§ **DATA SEGMENT**:
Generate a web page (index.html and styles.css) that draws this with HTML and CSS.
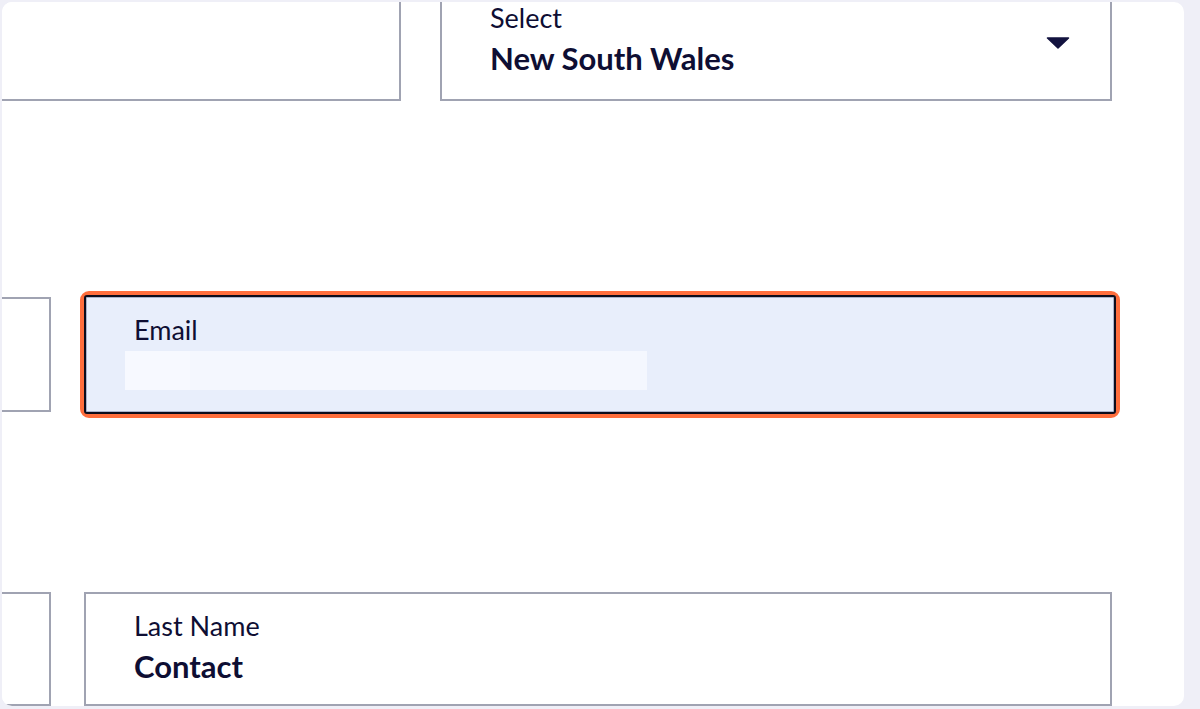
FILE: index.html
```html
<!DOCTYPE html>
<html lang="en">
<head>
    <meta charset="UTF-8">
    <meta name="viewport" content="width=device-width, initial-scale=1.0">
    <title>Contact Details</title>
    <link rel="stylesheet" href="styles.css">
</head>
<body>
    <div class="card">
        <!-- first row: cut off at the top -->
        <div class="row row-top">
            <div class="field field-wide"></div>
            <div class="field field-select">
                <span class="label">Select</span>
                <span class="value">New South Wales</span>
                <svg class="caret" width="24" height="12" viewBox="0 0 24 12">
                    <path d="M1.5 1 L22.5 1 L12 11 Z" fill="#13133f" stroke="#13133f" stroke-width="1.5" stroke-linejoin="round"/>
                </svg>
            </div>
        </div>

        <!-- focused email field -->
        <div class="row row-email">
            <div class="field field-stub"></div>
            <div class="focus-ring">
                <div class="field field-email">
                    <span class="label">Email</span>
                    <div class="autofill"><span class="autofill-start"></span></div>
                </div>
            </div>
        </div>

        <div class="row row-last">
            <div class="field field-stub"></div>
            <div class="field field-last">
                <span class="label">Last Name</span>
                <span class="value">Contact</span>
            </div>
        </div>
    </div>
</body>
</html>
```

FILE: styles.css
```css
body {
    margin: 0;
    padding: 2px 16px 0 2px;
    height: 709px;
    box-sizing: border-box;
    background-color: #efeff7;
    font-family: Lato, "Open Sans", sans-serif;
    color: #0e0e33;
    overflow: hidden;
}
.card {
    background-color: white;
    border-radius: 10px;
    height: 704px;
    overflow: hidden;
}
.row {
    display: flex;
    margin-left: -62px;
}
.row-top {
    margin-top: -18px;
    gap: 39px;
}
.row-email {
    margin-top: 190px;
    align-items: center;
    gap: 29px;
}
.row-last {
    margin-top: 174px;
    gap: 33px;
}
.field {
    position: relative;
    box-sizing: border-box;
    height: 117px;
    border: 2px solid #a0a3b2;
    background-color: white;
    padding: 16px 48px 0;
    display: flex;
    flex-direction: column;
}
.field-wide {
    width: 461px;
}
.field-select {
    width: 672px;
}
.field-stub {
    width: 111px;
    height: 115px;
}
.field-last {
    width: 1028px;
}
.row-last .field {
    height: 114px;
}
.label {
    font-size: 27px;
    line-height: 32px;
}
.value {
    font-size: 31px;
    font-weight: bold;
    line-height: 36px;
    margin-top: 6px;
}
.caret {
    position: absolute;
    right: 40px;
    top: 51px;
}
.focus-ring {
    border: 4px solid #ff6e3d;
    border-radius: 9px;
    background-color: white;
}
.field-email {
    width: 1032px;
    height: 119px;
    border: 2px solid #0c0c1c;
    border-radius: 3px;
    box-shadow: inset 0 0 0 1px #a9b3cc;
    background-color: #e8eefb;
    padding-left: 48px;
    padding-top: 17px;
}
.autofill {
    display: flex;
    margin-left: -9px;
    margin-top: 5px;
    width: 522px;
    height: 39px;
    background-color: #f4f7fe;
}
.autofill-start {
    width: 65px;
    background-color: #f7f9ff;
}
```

§ **AIM**: Filter the listing for the word "index" and copy every line that holds it.

§ **TASK RESPONSE**:
Generate a web page (index.html and styles.css) that draws this with HTML and CSS.
FILE: index.html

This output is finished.